The National Development and Reform Commission, the top economic planner, has informed all provincial governments, nuclear power generation companies and grid operators of the benchmark price for electricity from new nuclear power stations.
The price, which applies to any plant that begins operation after Jan 1 this year, is 0.43 yuan (7 US cents) per kilowatt-hour. The aim is to achieve rational investment in nuclear power and healthier, sustainable development of the sector.
Previously, nuclear power prices varied according to individual plants’ costs and local thermal power prices. That system hindered competition and innovation. The change will raise nuclear power plants’ profitability “which is good for the long-term development of the industry,” said Qi Enlan, former deputy president of the Electric Power Planning & Engineering Institute. She said the benchmark price is not bad for nuclear generators, considering the cost levels in the industry.
“China’s nuclear cost for each kilowatt-hour is about 0.4 yuan. Thus, the new rule will attract increased capital into the nuclear industrial chain,” said Wang Xiaokun, an analyst specializing in the clean energy industry at Sublime China Information Co, a commodity consultancy. Qi agreed that the benchmark price will improve profits for nuclear plants, especially those in Guangdong and Zhejiang provinces.

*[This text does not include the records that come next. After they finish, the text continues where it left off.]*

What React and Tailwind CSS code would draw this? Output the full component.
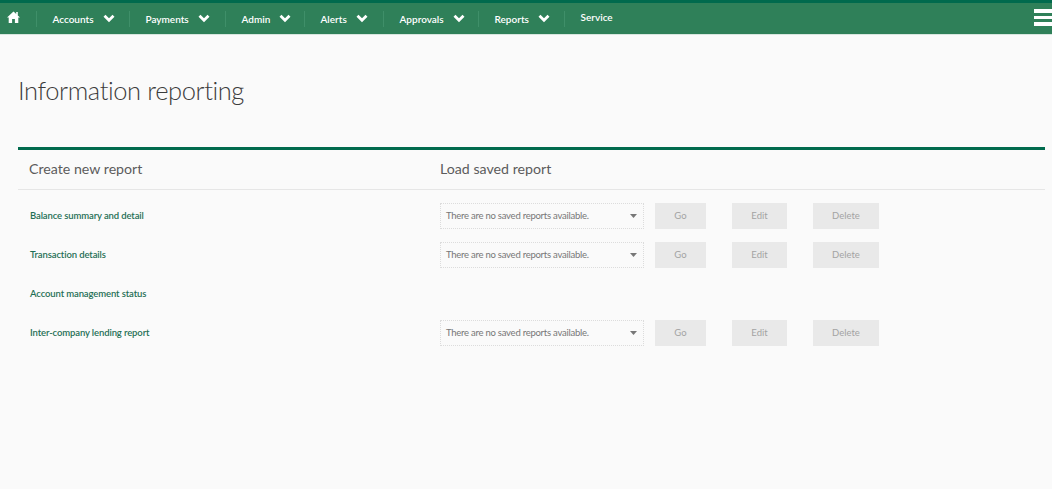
const NAV = [
  { label: "Accounts", cls: "w-[93px]" },
  { label: "Payments", cls: "w-[96px]" },
  { label: "Admin", cls: "w-[79px]" },
  { label: "Alerts", cls: "w-[79px]" },
  { label: "Approvals", cls: "w-[95px]" },
  { label: "Reports", cls: "w-[86px]" },
];

function Chevron() {
  return (
    <svg width="12" height="9" viewBox="0 0 12 9" fill="none" className="block">
      <path d="M1.5 1.8 L6 6.3 L10.5 1.8" stroke="#fff" strokeWidth="2.8" />
    </svg>
  );
}

function ReportRow({ name, saved = true }) {
  return (
    <div className="flex h-[39px] items-center">
      <div className="w-[422px] pl-[12px] pt-[1px] text-[9.5px] font-semibold tracking-[-0.12px] text-[#1f6f55]">{name}</div>
      {saved && (
        <div className="flex items-center text-[9.5px] text-[#a3a3a3]">
          <div className="flex h-[26px] w-[204px] items-center justify-between border border-dotted border-[#dcdcdc] pl-[5px] pr-[6px] tracking-[-0.25px] text-[#777777]">
            <span className="pt-[1px]">There are no saved reports available.</span>
            <svg width="7" height="4" viewBox="0 0 7 4"><path d="M0 0H7L3.5 4Z" fill="#777777" /></svg>
          </div>
          <div className="ml-[11px] flex h-[26px] w-[51px] items-center justify-center bg-[#e9e9e9] pt-[1px]">Go</div>
          <div className="ml-[26px] flex h-[26px] w-[55px] items-center justify-center bg-[#e9e9e9] pt-[1px]">Edit</div>
          <div className="ml-[26px] flex h-[26px] w-[66px] items-center justify-center bg-[#e9e9e9] pt-[1px]">Delete</div>
        </div>
      )}
    </div>
  );
}

export default function App() {
  return (
    <div className="h-[489px] w-[1052px] overflow-hidden bg-[#fafafa] font-['Lato',sans-serif]">
      <header className="flex h-[35px] items-center border-t-[3px] border-b border-t-[#006a4d] border-b-[#d8e6df] bg-[#2f8059] text-[10px] font-semibold text-white">
        <div className="flex w-[36px] justify-start pb-[3px] pl-[7px]">
          <svg width="13" height="12" viewBox="0 0 13 12" fill="#fff">
            <path d="M6.5 0.5 L9.2 3 V1 H10.8 V4.4 L13 6.5 H11.3 V12 H7.9 V8 H5.1 V12 H1.7 V6.5 H0 Z" />
          </svg>
        </div>
        {NAV.map((item) => (
          <div key={item.label} className={`flex h-[16px] items-center border-l border-[#3f8f69] pl-[15.5px] ${item.cls}`}>
            <span className="pt-[1px]">{item.label}</span>
            <span className="ml-[9px]"><Chevron /></span>
          </div>
        ))}
        <div className="flex h-[16px] items-center border-l border-[#3f8f69] pb-[2px] pl-[15.5px]">Service</div>
        <div className="ml-auto flex w-[18px] flex-col gap-[3px] self-start pt-[6px]">
          <span className="h-[3.5px] bg-white" />
          <span className="h-[3.5px] bg-white" />
          <span className="h-[3.5px] bg-white" />
        </div>
      </header>

      <main className="pl-[18px] pr-[7px]">
        <h1 className="pt-[37px] text-[25.5px] leading-[36px] font-light tracking-[-0.4px] text-[#3c3c3c]">Information reporting</h1>
        <section className="mt-[39px] border-t-[3px] border-[#006a4d]">
          <div className="flex h-[40px] items-center border-b border-[#e6e6e6] pb-[2px] text-[14.2px] text-[#5c5c5c]">
            <div className="w-[422px] pl-[11px]">Create new report</div>
            <div>Load saved report</div>
          </div>
          <div className="pt-[6px]">
            <ReportRow name="Balance summary and detail" />
            <ReportRow name="Transaction details" />
            <ReportRow name="Account management status" saved={false} />
            <ReportRow name="Inter-company lending report" />
          </div>
        </section>
      </main>
    </div>
  );
}
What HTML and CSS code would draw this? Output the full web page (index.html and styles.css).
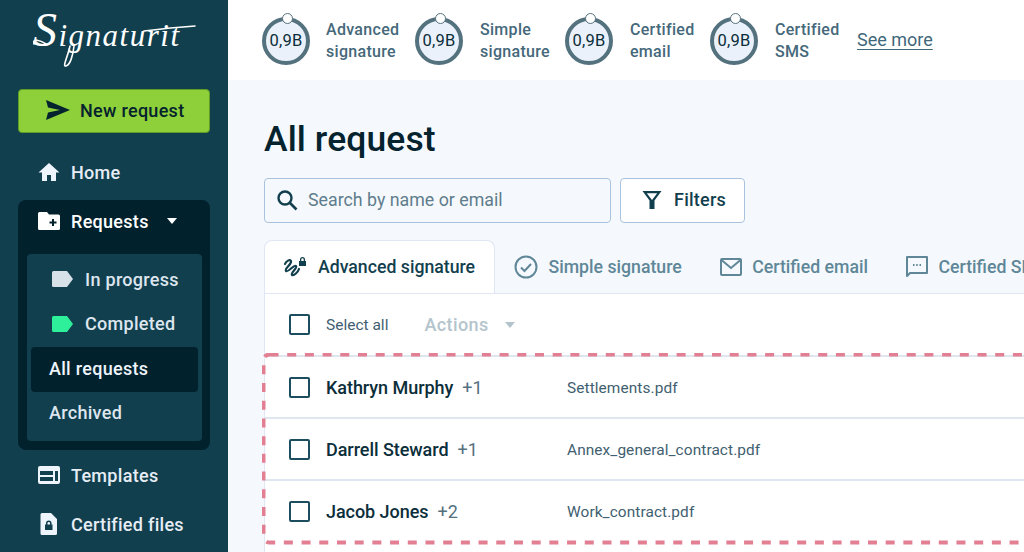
FILE: index.html
```html
<!DOCTYPE html>
<html lang="en">
<head>
<meta charset="utf-8">
<title>Signaturit</title>
<link rel="stylesheet" href="styles.css">
</head>
<body>
<div class="app">
  <aside class="sidebar">
    <div class="logo">
      <svg width="228" height="89" viewBox="0 0 228 89">
        <text x="33" y="46" class="logo-text"><tspan class="logo-cap">S</tspan>ignaturit</text>
        <path class="logo-swash" d="M144 31C160 29 180 27 195 26M34 44C32 38 40 40 46 44M70 46C68 56 62 67 66 66C70 65 73 56 74 46"/>
      </svg>
    </div>
    <button class="new-request">
      <svg width="24" height="20" viewBox="0 0 24 20"><path d="M0 0L24 10L0 20L2 12.5L14 10L2 7.5Z" fill="#04232e"/></svg>
      <span>New request</span>
    </button>
    <nav class="nav">
      <a class="nav-item">
        <svg width="22" height="20" viewBox="0 0 22 20"><path d="M11 1L0.5 10.5H4V19H9V13H13V19H18V10.5H21.5Z" fill="#eef4fc"/></svg>
        <span>Home</span>
      </a>
      <div class="requests">
        <a class="nav-item nav-open">
          <svg width="22" height="18" viewBox="0 0 22 18"><path d="M1.500 0H9L11 2.500H20.500Q22 2.500 22 4V16.500Q22 18 20.500 18H1.500Q0 18 0 16.500V1.500Q0 0 1.500 0Z" fill="#fff"/><path d="M15 7V14M11.500 10.500H18.500" stroke="#01222d" stroke-width="2"/></svg>
          <span>Requests</span>
          <i class="caret caret-light"></i>
        </a>
        <div class="subnav">
          <a class="sub-item sub-tag">
            <svg width="21" height="16" viewBox="0 0 21 16"><path d="M1.500 0H15L21 8L15 16H1.500Q0 16 0 14.500V1.500Q0 0 1.500 0Z" fill="#d8e0e8"/></svg>
            <span>In progress</span>
          </a>
          <a class="sub-item sub-tag">
            <svg width="21" height="16" viewBox="0 0 21 16"><path d="M1.500 0H15L21 8L15 16H1.500Q0 16 0 14.500V1.500Q0 0 1.500 0Z" fill="#2ff09a"/></svg>
            <span>Completed</span>
          </a>
          <a class="sub-item sub-active">All requests</a>
          <a class="sub-item">Archived</a>
        </div>
      </div>
      <a class="nav-item nav-templates">
        <svg width="22" height="18" viewBox="0 0 22 18"><path fill-rule="evenodd" d="M2 0H20Q22 0 22 2V16Q22 18 20 18H2Q0 18 0 16V2Q0 0 2 0ZM2 5V9H15V5ZM2 11V15H15V11ZM17 5V15H20V5Z" fill="#eef4fc"/></svg>
        <span>Templates</span>
      </a>
      <a class="nav-item nav-files">
        <svg width="22" height="22" viewBox="0 0 22 22"><path fill-rule="evenodd" d="M4 0H13L19 6V20.500Q19 22 17.500 22H4Q2.500 22 2.500 20.500V1.500Q2.500 0 4 0ZM8 11.500V10Q8 7.500 10.750 7.500Q13.500 7.500 13.500 10V11.500H14.500V17H7V11.500ZM9.500 11.500H12V10Q12 9 10.750 9Q9.500 9 9.500 10Z" fill="#eef4fc"/></svg>
        <span>Certified files</span>
      </a>
    </nav>
  </aside>

  <div class="content">
    <header class="topbar">
      <div class="stat stat-a"><div class="ring">0,9B</div><p>Advanced<br>signature</p></div>
      <div class="stat stat-b"><div class="ring">0,9B</div><p>Simple<br>signature</p></div>
      <div class="stat stat-c"><div class="ring">0,9B</div><p>Certified<br>email</p></div>
      <div class="stat stat-d"><div class="ring">0,9B</div><p>Certified<br>SMS</p></div>
      <a class="see-more">See more</a>
    </header>

    <main class="main">
      <h1>All request</h1>
      <div class="search-row">
        <div class="search">
          <svg width="22" height="22" viewBox="0 0 22 22"><circle cx="9" cy="9" r="6.500" fill="none" stroke="#123f4e" stroke-width="2.400"/><path d="M14 14L20.500 20.500" stroke="#123f4e" stroke-width="2.600"/></svg>
          <span>Search by name or email</span>
        </div>
        <button class="filters">
          <svg width="20" height="20" viewBox="0 0 20 20"><path fill-rule="evenodd" d="M0.500 1H19.500L12.500 10.500V19H7.500V10.500ZM4.800 3.200L10 10L15.200 3.200Z" fill="#123f4e"/></svg>
          <span>Filters</span>
        </button>
      </div>

      <div class="tabs">
        <div class="tab tab-active">
          <svg width="24" height="22" viewBox="0 0 24 22"><path d="M2 8C3 5 7 3 8 5C9 8 1 13 3 15C5 17 11 8 13 10C15 12 7 17 9 19C11 20 15 16 16 13" fill="none" stroke="#123f4e" stroke-width="2.200" stroke-linecap="round"/><path fill-rule="evenodd" d="M17 5V3.500Q17 1 19.500 1Q22 1 22 3.500V5H23V10H16V5ZM18.300 5H20.700V3.500Q20.700 2.300 19.500 2.300Q18.300 2.300 18.300 3.500Z" fill="#123f4e"/></svg>
          <span>Advanced signature</span>
        </div>
        <div class="tab tab-simple">
          <svg width="24" height="24" viewBox="0 0 24 24"><circle cx="12" cy="12" r="10.500" fill="none" stroke="#5f8798" stroke-width="2"/><path d="M7 12.500L10.500 16L17 9" fill="none" stroke="#5f8798" stroke-width="2"/></svg>
          <span>Simple signature</span>
        </div>
        <div class="tab tab-email">
          <svg width="22" height="18" viewBox="0 0 22 18"><rect x="1" y="1" width="20" height="16" rx="1" fill="none" stroke="#5f8798" stroke-width="2"/><path d="M1.500 2L11 10L20.500 2" fill="none" stroke="#5f8798" stroke-width="2"/></svg>
          <span>Certified email</span>
        </div>
        <div class="tab tab-sms">
          <svg width="22" height="22" viewBox="0 0 22 22"><path d="M1 1H21V17H4L1 20Z" fill="none" stroke="#5f8798" stroke-width="2" stroke-linejoin="round"/><path d="M7 9H8.500M10.250 9H11.750M13.500 9H15" stroke="#5f8798" stroke-width="2"/></svg>
          <span>Certified SMS</span>
        </div>
      </div>

      <section class="table">
        <div class="toolbar">
          <i class="check"></i>
          <span class="select-all">Select all</span>
          <span class="actions">Actions</span>
          <i class="caret caret-muted"></i>
        </div>
        <div class="rows">
          <div class="row">
            <i class="check"></i>
            <div class="who"><b>Kathryn Murphy</b><span>+1</span></div>
            <div class="file">Settlements.pdf</div>
          </div>
          <div class="row">
            <i class="check"></i>
            <div class="who"><b>Darrell Steward</b><span>+1</span></div>
            <div class="file">Annex_general_contract.pdf</div>
          </div>
          <div class="row">
            <i class="check"></i>
            <div class="who"><b>Jacob Jones</b><span>+2</span></div>
            <div class="file">Work_contract.pdf</div>
          </div>
          <svg class="dash" width="800" height="192" viewBox="0 0 800 192"><rect x="1.500" y="1.500" width="900" height="188" rx="6" fill="none" stroke="#e27f92" stroke-width="4" stroke-dasharray="9 8.700"/></svg>
        </div>
      </section>
    </main>
  </div>
</div>
</body>
</html>
```

FILE: styles.css
```css
* { box-sizing: border-box; }
html, body { margin: 0; height: 100%; overflow: hidden; }
body { font-family: Roboto, "Liberation Sans", sans-serif; background: #f5f9fd; color: #04232e; }
svg { display: block; flex: none; }
i { display: block; flex: none; }
p, h1 { margin: 0; }

.app { display: flex; width: 1024px; height: 552px; overflow: hidden; }

/* Sidebar */
.sidebar { width: 228px; flex: none; background: #123f4e; }
.logo { height: 89px; }
.logo-text { font-family: "Liberation Serif", serif; font-style: italic; font-size: 31px; fill: #fff; letter-spacing: 1.500px; }
.logo-cap { font-size: 48px; }
.logo-swash { fill: none; stroke: #fff; stroke-width: 1.600; stroke-linecap: round; }
.new-request { display: flex; align-items: center; gap: 10px; width: 192px; height: 44px; margin-left: 18px; padding: 0 0 2px 27px; background: #8ed03a; border: 1px solid #5f9c25; border-radius: 4px; font: 500 18px Roboto, sans-serif; letter-spacing: .3px; color: #04232e; }
.nav { margin-top: 17px; }
.nav-item { display: flex; align-items: center; gap: 11px; height: 46px; padding: 0 0 2px 38px; font-size: 18px; font-weight: 500; letter-spacing: .3px; color: #e6edf5; }
.nav-item.nav-open { height: 44px; padding-left: 20px; color: #fff; }
.requests { width: 192px; height: 250px; margin: 4px 0 0 18px; padding-bottom: 9px; background: #01222d; border-radius: 8px; }
.caret { width: 0; height: 0; border-left: 5.500px solid transparent; border-right: 5.500px solid transparent; }
.caret-light { margin-left: 7px; border-top: 6px solid #fff; }
.caret-muted { margin-left: 16px; border-top: 6px solid #b4c4cc; }
.subnav { width: 175px; height: 187px; margin: 10px 0 0 9px; padding: 4px 4px 0; background: #123f4e; border-radius: 4px; }
.sub-item { display: flex; align-items: center; gap: 12px; height: 44.500px; padding: 0 0 2px 18px; font-size: 18px; font-weight: 500; letter-spacing: .3px; color: #dde6ef; }
.sub-tag { padding-left: 21px; }
.sub-active { background: #01222d; border-radius: 4px; color: #eef4fc; }
.nav-templates { margin-top: 3px; height: 46px; }
.nav-files { margin-top: 1px; height: 50px; }

/* Top bar */
.content { flex: 1; min-width: 0; display: flex; flex-direction: column; }
.topbar { display: flex; align-items: center; height: 80px; flex: none; padding: 1px 0 0 34px; background: #fff; }
.ring { position: relative; display: flex; align-items: center; justify-content: center; flex: none; width: 48px; height: 48px; border: 4.500px solid #54717e; border-radius: 50%; background: #eaf1fb; font-size: 16.500px; font-weight: 400; letter-spacing: .2px; color: #0b2e3a; }
.ring::before { content: ""; position: absolute; top: -8px; left: 50%; width: 9px; height: 9px; margin-left: -4.500px; border: 1.500px solid #54717e; border-radius: 50%; background: #fff; }
.stat { display: flex; align-items: center; flex: none; }
.stat p { font-size: 16px; font-weight: 500; line-height: 22px; letter-spacing: .3px; color: #45687a; }
.stat-a { width: 153px; gap: 16px; }
.stat-b { width: 150px; gap: 17px; }
.stat-c { width: 145px; gap: 17px; }
.stat-d { width: 147px; gap: 17px; }
.see-more { margin-bottom: 2px; font-size: 18px; color: #41687a; text-decoration: underline; text-underline-offset: 3px; text-decoration-thickness: 1px; }

/* Main */
.main { flex: 1; min-height: 0; padding: 35px 0 0 36px; }
h1 { font-size: 35.500px; font-weight: 500; line-height: 48px; letter-spacing: .1px; color: #04232e; }
.search-row { display: flex; gap: 9px; margin-top: 15px; }
.search { display: flex; align-items: center; gap: 10px; width: 347px; height: 45px; padding: 0 0 2px 11px; border: 1.500px solid #a9c3de; border-radius: 4px; font-size: 17.800px; color: #5f7d8c; }
.filters { display: flex; align-items: center; gap: 12px; width: 125px; height: 45px; padding: 0 0 2px 21px; background: #fff; border: 1.500px solid #a9c3de; border-radius: 4px; font: 500 18px Roboto, sans-serif; letter-spacing: .25px; color: #123f4e; }

.tabs { display: flex; align-items: center; height: 53px; margin-top: 17px; white-space: nowrap; }
.tab { display: flex; align-items: center; flex: none; gap: 10.500px; font-size: 17.700px; font-weight: 500; color: #5f8798; }
.tab-active { width: 231px; height: 53px; padding-left: 18px; gap: 11px; background: #fff; border: 1.500px solid #e0e7f2; border-bottom: 0; border-radius: 8px 8px 0 0; color: #123f4e; position: relative; z-index: 1; }
.tab-simple { margin-left: 19px; }
.tab-email { margin-left: 38px; }
.tab-sms { margin-left: 38px; }

.table { background: #fff; border-left: 1.500px solid #e0e7f2; border-top: 1.500px solid #e0e7f2; height: 300px; }
.check { width: 21px; height: 21px; border: 2px solid #1c4e60; border-radius: 2px; }
.toolbar { display: flex; align-items: center; height: 61px; padding-left: 24px; }
.select-all { margin-left: 16px; font-size: 15.500px; color: #3f6070; }
.actions { margin-left: 36px; font-size: 18px; font-weight: 500; letter-spacing: .4px; color: #b4c4cc; }
.rows { position: relative; }
.row { display: flex; align-items: center; height: 62px; padding-left: 24px; border-top: 2px solid #dfe6f0; }
.who { display: flex; gap: 9px; width: 241px; margin-left: 16px; font-size: 18px; }
.who b { font-weight: 500; letter-spacing: -.05px; color: #0b2e3a; }
.who span { color: #54707e; }
.file { padding-top: 2px; font-size: 15.400px; letter-spacing: .1px; color: #3f6070; }
.dash { position: absolute; top: -2px; left: -3px; }
```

“Nuclear power is clean energy, which will be greatly developed in the country in the future. Thus, the government should encourage its investment for better development,” said Qi. “Although the unit generation cost for nuclear power is relatively low, the initial investment is huge. The companies still have pressure to repay their debt during the first a few years of operation.”
For different provinces and regions, the new rule means that if the nuclear power benchmark price is higher than the local thermal power price, the nuclear plants will follow the local thermal power price standards.
The NDRC also said that in cases where new nuclear power plants are demonstration projects relying on domestic independent innovation and localized equipment production, the nuclear power prices can be raised “to some extent” based on the benchmark price.
Qi said it is a significant supplement for the pricing mechanism, which will help guarantee profitability for new nuclear projects with high scientific and innovation costs.
Under China’s plan for nuclear power development (2011-20) approved by the State Council in October, installed nuclear power generation capacity will ultimately reach 58 million kilowatts, and all new nuclear reactors must comply with the most stringent international standards.